>> Start Dataset extract

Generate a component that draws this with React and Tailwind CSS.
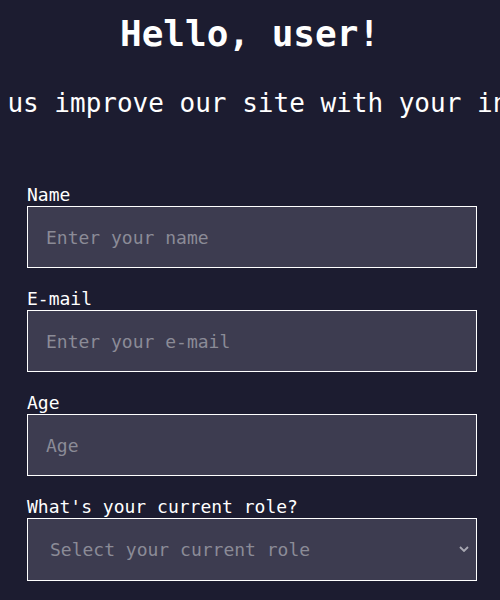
import React from "react";

const mono = { fontFamily: '"DejaVu Sans Mono", "Liberation Mono", monospace' };

const Field = ({ label, placeholder, type = "text" }) => (
  <div className="flex flex-col">
    <label className="text-[18px] leading-[22px] text-white">{label}</label>
    <input
      type={type}
      placeholder={placeholder}
      className="h-[62px] w-full border border-white bg-[#3d3c50] px-[18px] text-[18px] text-white outline-none placeholder:text-[#8b8b97]"
      style={mono}
    />
  </div>
);

export default function App() {
  return (
    <div className="min-h-[600px] w-full overflow-hidden bg-[#1c1c30] text-white" style={mono}>
      {/* header */}
      <div className="flex flex-col items-center pt-[12px]">
        <h1 className="text-[36px] leading-[44px] font-bold">Hello, user!</h1>
        <div className="flex w-full justify-center mt-[32px]">
          <p className="whitespace-nowrap text-[26px] leading-[30px]">
            Help us improve our site with your input!
          </p>
        </div>
      </div>

      {/* form */}
      <form className="ml-[27px] mt-[66px] flex w-[450px] flex-col gap-[20px]">
        <Field label="Name" placeholder="Enter your name" />
        <Field label="E-mail" placeholder="Enter your e-mail" type="email" />
        <Field label="Age" placeholder="Age" type="number" />
        <div className="flex flex-col">
          <label className="text-[18px] leading-[22px] text-white">What's your current role?</label>
          <div className="relative">
            <select
              defaultValue=""
              className="h-[63px] w-full appearance-none border border-white bg-[#3d3c50] px-[22px] text-[18px] text-[#8b8b97] outline-none"
              style={mono}
            >
              <option value="" disabled>Select your current role</option>
              <option>Student</option>
              <option>Full-time job</option>
              <option>Other</option>
            </select>
            <svg
              className="pointer-events-none absolute right-[8px] top-[28px]"
              width="10"
              height="6"
              viewBox="0 0 10 6"
              fill="none"
              stroke="#a8a8b2"
              strokeWidth="1.8"
            >
              <path d="M1 1l4 4 4-4" />
            </svg>
          </div>
        </div>
      </form>
    </div>
  );
}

>> End Dataset extract

> What you have to do
Omit every picture, then reproduce the rest of the listing exactly.

> The response
Generate a component that draws this with React and Tailwind CSS.
import React from "react";

const mono = { fontFamily: '"DejaVu Sans Mono", "Liberation Mono", monospace' };

const Field = ({ label, placeholder, type = "text" }) => (
  <div className="flex flex-col">
    <label className="text-[18px] leading-[22px] text-white">{label}</label>
    <input
      type={type}
      placeholder={placeholder}
      className="h-[62px] w-full border border-white bg-[#3d3c50] px-[18px] text-[18px] text-white outline-none placeholder:text-[#8b8b97]"
      style={mono}
    />
  </div>
);

export default function App() {
  return (
    <div className="min-h-[600px] w-full overflow-hidden bg-[#1c1c30] text-white" style={mono}>
      {/* header */}
      <div className="flex flex-col items-center pt-[12px]">
        <h1 className="text-[36px] leading-[44px] font-bold">Hello, user!</h1>
        <div className="flex w-full justify-center mt-[32px]">
          <p className="whitespace-nowrap text-[26px] leading-[30px]">
            Help us improve our site with your input!
          </p>
        </div>
      </div>

      {/* form */}
      <form className="ml-[27px] mt-[66px] flex w-[450px] flex-col gap-[20px]">
        <Field label="Name" placeholder="Enter your name" />
        <Field label="E-mail" placeholder="Enter your e-mail" type="email" />
        <Field label="Age" placeholder="Age" type="number" />
        <div className="flex flex-col">
          <label className="text-[18px] leading-[22px] text-white">What's your current role?</label>
          <div className="relative">
            <select
              defaultValue=""
              className="h-[63px] w-full appearance-none border border-white bg-[#3d3c50] px-[22px] text-[18px] text-[#8b8b97] outline-none"
              style={mono}
            >
              <option value="" disabled>Select your current role</option>
              <option>Student</option>
              <option>Full-time job</option>
              <option>Other</option>
            </select>
            <svg
              className="pointer-events-none absolute right-[8px] top-[28px]"
              width="10"
              height="6"
              viewBox="0 0 10 6"
              fill="none"
              stroke="#a8a8b2"
              strokeWidth="1.8"
            >
              <path d="M1 1l4 4 4-4" />
            </svg>
          </div>
        </div>
      </form>
    </div>
  );
}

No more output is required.